Karwoche 1945: Im Karnickelbusch in Spexard

 
Joseph Wülfinghoff (1890 - 1957)

Hier standen an einem Stichweg vom Mühlenweg her unweit der heutigen Linteler Str. das kleine Behelfsheim von Joseph Wülfinghoff (geb. 1890), Schnapsvertreter der Brennerei Spexard, der dort zu dieser Zeit dauernd mit seiner Frau wohnte. Ein Stück weiter die etwas später etwa im Febr. 1945 errichtete Doppelbarracke mit Nebengebäude von Hermann Nordmann (geb. 1900). Beide waren als Ausweichquartier wegen der Luftangriffe gebaut worden. Die ganze Familie Nordmann – insgesamt 6 Personen – wohnte nur bei Kriegsende dort. Ihr Haus Parkstraße 26 war bei dem Luftangriff am 3. März 1945 [lt. Herrmann] zerstört worden und man war zunächst in anderen Ausweichquartieren gewesen. Die Tochter Margarete (geb. 1934) war an den nachfolgend geschilderten Ereignissen daher ganz nah dran und hat sie mir nun erzählt: An einem Nachmittag in der Karwoche sahen Wülfinghoff und Nordmann, wie ein junger Offizier und ein Gefreiter mit einem Bollerwagen auf dem angrenzenden Mühlenweg Richtung Autobahn gingen. Auf Nachfrage erklärten die beiden, dass sie Panzer „knacken“ wollten. Die Amerikaner waren zu diesem Zeitpunkt nicht mehr weit entfernt. Entschlossen handelten Wülfinghoff und Nordmann. Sie erklärten den beiden Soldaten, daß das Vorhaben im Hellen nicht ginge und sie doch erst mal hereinkommen sollten. Man bot Schnaps an und es gelang, das Vorhaben der beiden zu vereiteln, indem man sie, teilweise abwechselnd, total betrunken machte. Der jeweils draußen war, versteckte die Sprengmittel aus dem Bollerwagens erst mal auch unter dem Behelfsheim.

 
Hermann Nordmann 1900-1962

Zum Schluss wurden die beiden kampfunfähigen Soldaten nach Hause geschickt. Den jungen Offizier nach Gütersloh mit einem schönen Gruß an seine Nordmann wohlbekannten Eltern.
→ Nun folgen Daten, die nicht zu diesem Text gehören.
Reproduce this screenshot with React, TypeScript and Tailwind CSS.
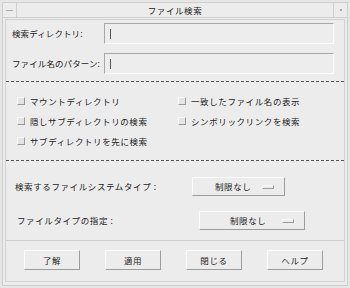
import React from 'react'

const font = { fontFamily: '"Noto Sans CJK JP", "Noto Sans", sans-serif' }

const Check = ({ label }: { label: string }) => (
  <div className="flex items-center h-[20px]">
    <span className="w-[8px] h-[8px] shrink-0 border border-t-[#fafafa] border-l-[#fafafa] border-b-[#9a9a9a] border-r-[#9a9a9a] bg-[#e4e4e4]" />
    <span className="ml-[5px] whitespace-nowrap text-[8.5px] tracking-[0.6px] text-[#222]">{label}</span>
  </div>
)

const Field = ({ label }: { label: string }) => (
  <div className="flex items-center h-[21px]">
    <span className="w-[92px] shrink-0 whitespace-nowrap text-[8.5px] tracking-[0.1px] text-[#222]">{label}</span>
    <div className="flex-1 h-full flex items-center pl-[5px] border border-t-[#a8a8a8] border-l-[#a8a8a8] border-b-[#fcfcfc] border-r-[#fcfcfc] bg-[#ededed]">
      <span className="w-px h-[10px] bg-[#555]" />
    </div>
  </div>
)

const OptionButton = ({ w, pl }: { w: string; pl: string }) => (
  <div className={`${w} ${pl} shrink-0 h-[19px] flex items-center justify-between pr-[10px] border border-t-[#fcfcfc] border-l-[#fcfcfc] border-b-[#9c9c9c] border-r-[#9c9c9c] bg-[#ececec]`}>
    <span className="whitespace-nowrap text-[8.5px] tracking-[0.6px] text-[#222]">制限なし</span>
    <span className="w-[12px] h-[4px] border border-t-[#fcfcfc] border-l-[#fcfcfc] border-b-[#9c9c9c] border-r-[#9c9c9c]" />
  </div>
)

const Btn = ({ label }: { label: string }) => (
  <div className="w-[56px] h-[20px] shrink-0 flex items-center justify-center border border-t-[#fcfcfc] border-l-[#fcfcfc] border-b-[#9c9c9c] border-r-[#9c9c9c] bg-[#ececec] text-[8.5px] tracking-[0.6px] text-[#222]">
    {label}
  </div>
)

const Dash = () => <div className="border-t border-dashed border-[#555]" />

export default function App() {
  return (
    <div style={font} className="w-[350px] h-[288px] bg-[#e6e6e6] p-[2px]">
      <div className="w-full h-full border border-[#cfcfcf] bg-[#ececec] flex flex-col">
        <div className="flex h-[15px] border-b border-[#cfcfcf]">
          <div className="w-[14px] border-r border-[#cfcfcf] flex items-center justify-center">
            <span className="w-[7px] h-px bg-[#aaa]" />
          </div>
          <div className="flex-1 flex items-center justify-center text-[8.5px] tracking-[0.6px] text-[#222]">ファイル検索</div>
          <div className="w-[14px] border-l border-[#cfcfcf] flex items-center justify-center">
            <span className="w-[2px] h-[2px] bg-[#aaa]" />
          </div>
        </div>
        <div className="flex-1 mx-[2px] mt-[1px] mb-[3px] border border-[#d2d2d2] flex flex-col">
          <div className="pl-[6px] pr-[10px] pt-[3px] flex flex-col gap-[9px]">
            <Field label="検索ディレクトリ:" />
            <Field label="ファイル名のパターン:" />
          </div>
          <div className="mt-[7px]"><Dash /></div>
          <div className="flex pl-[11px] pt-[9px]">
            <div className="w-[161px] flex flex-col">
              <Check label="マウントディレクトリ" />
              <Check label="隠しサブディレクトリの検索" />
              <Check label="サブディレクトリを先に検索" />
            </div>
            <div className="flex flex-col">
              <Check label="一致したファイル名の表示" />
              <Check label="シンボリックリンクを検索" />
            </div>
          </div>
          <div className="mt-[9px]"><Dash /></div>
          <div className="flex items-center mt-[16px] pl-[9px]">
            <span className="w-[177px] shrink-0 whitespace-nowrap text-[8.5px] tracking-[0.6px] text-[#222]">検索するファイルシステムタイプ :</span>
            <OptionButton w="w-[93px]" pl="pl-[22px]" />
          </div>
          <div className="flex items-center mt-[15px] pl-[11px]">
            <span className="w-[182px] shrink-0 whitespace-nowrap text-[8.5px] tracking-[0.6px] text-[#222]">ファイルタイプの指定 :</span>
            <OptionButton w="w-[106px]" pl="pl-[30px]" />
          </div>
          <div className="mt-[10px] border-t border-[#cfcfcf]" />
          <div className="flex gap-[25px] pl-[18px] mt-[9px]">
            <Btn label="了解" />
            <Btn label="適用" />
            <Btn label="閉じる" />
            <Btn label="ヘルプ" />
          </div>
        </div>
      </div>
    </div>
  )
}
Dem Gefreiten aus Ahlen empfahl man, sich doch entlang der Autobahn nach Hause durchzuschlagen und gab ihm auch Zivilsachen. Nachdem die Amerikaner dann später da waren - ihre Panzer sind über den Mühlenweg am Ostersonntag (?) nach Gütersloh gerollt - wurde im Nebengebäude der Baracke Nordmann das „Kriegsende“ hier mit einem großen Besäufnis gefeiert, während die Mutter Elisabeth geb. Meyer (geb. 1904) dieses gegenüber den Kindern und Fremden „abschirmte“. Schnaps hatte man sich zuvor reichlich aus der Brennerei besorgt, da die Bestände dort weg mussten.

 
Diese Hofkarte von 1947 zeigt den damaligen Karnickelbusch – heute an der Linteler Straße in Spexard

Sie erzählte auch, dass man am Rand des Mühlenweges im Karnickelbusch viele weggeworfene Parteiabzeichen liegen sehen konnte und dass ihr Bruder Werner (geb. 1931) in ihrer Gegenwart am Spätnachmittag des Karsamstags vom Vater zurechtgewiesen wurde, als er diese aufsammeln wollte. Später wohnten in beiden Unterkünften Flüchtlinge, in dem von Wülfinghoff wohnte dann lange Vinzenz Spexard, Vetter meines Vaters aus Niederschlesien, mit seiner Familie und betrieb dort seine Hühnerzucht. Die Erzählerin Margarete Naarmann geb. Nordemann, gründete eine Familie und man baute später ein Haus unweit des Karnickelbusches in der Siedlung. Sie lebt heute noch dort.
Der Bauer Martin Stükerjürgen bestätigte mir jetzt Erzählungen seiner Mutter, dass man vor dem Einmarsch der Amerikaner im Karnickelbusch deutsche Soldaten besoffen gemacht hätte, um Unheil zu verhüten. Bernhard Spexard, im Juni 2020.